Cumhurbaşkanı Erdoğan, kendisine yüzde yüz bağımlı, devlet memuru tipinde bir Başbakan istiyordu. Davutoğlu buna çok uyar gibi gözükmüyordu. Davutoğlu, Anayasa gereği geleneksel Parlamenter sistemdeki Başbakan ile Cumhurbaşkanı ilişkilerine göre hareket etmesi gerektiğini düşünüyordu. Böyle bir Başbakanlık eylemine Saraydan itiraz yükselince derhal geri adım atıp gereğini yapıyordu. Cumhurbaşkanı açıkça ‘Parlamenter sistemi bekleme odasına koyduğunu’ söylemiş ve Davutoğlu’nun bir Başbakan gibi değil sekreter ya da danışman gibi hareket etmesi gerektiğini ima etmişti.
Ruhu vestiyere bırakmak!
Cumhurbaşkanı Erdoğan, halk tarafından seçildiğini ileri sürerek mevcut anayasanın bu duruma cevap verir nitelikte olmadığını söylüyor ve fiili bir durum yaratarak siyasi partili cumhurbaşkanı gibi hareket ediyordu. Davutoğlu’na düşen ise bir an önce “Yeni Anayasa”yı gündeme getirerek Cumhurbaşkanının fiilen uygulamaya soktuğu siyasi partili cumhurbaşkanlığını resmi hale getirmek olmalıydı. Davutoğlu bunu yapmadığı gibi geçiştirir gibi davrandı.

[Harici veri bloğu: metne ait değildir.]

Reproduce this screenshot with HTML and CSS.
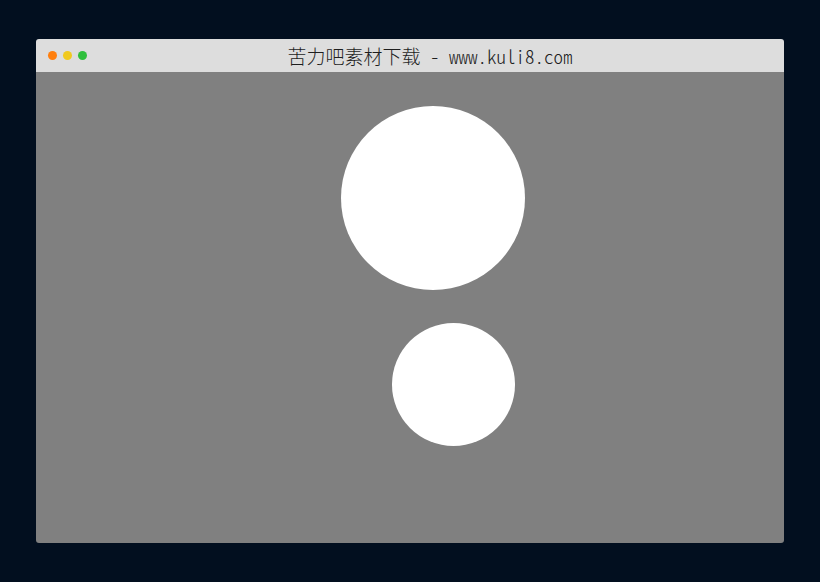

Gelinen aşamada nasıl bir Başbakan istendiği de ortaya çıkmış bulunmaktadır. Yeni başbakanın profili düşük, silik ve emir almaya alışmış birisi olacaktır. Malum lider reisül evveldir. Emir almayan kişiye lider denir. Lider tektir o da Tayip Erdoğan’dır!
Davutoğlu’nun yerine atanacak başbakana şu mesaj verilmiştir: Başbakanlığa girerken ruhunu ve kimliğini vestiyere bırakacaksın. Senin adına başkaları düşünüyor, planlıyor, örgütlüyor ve konuşuyor. Sana düşen ise yalnızca yap denileni yapmak, yapma denileni ise yapmamaktır.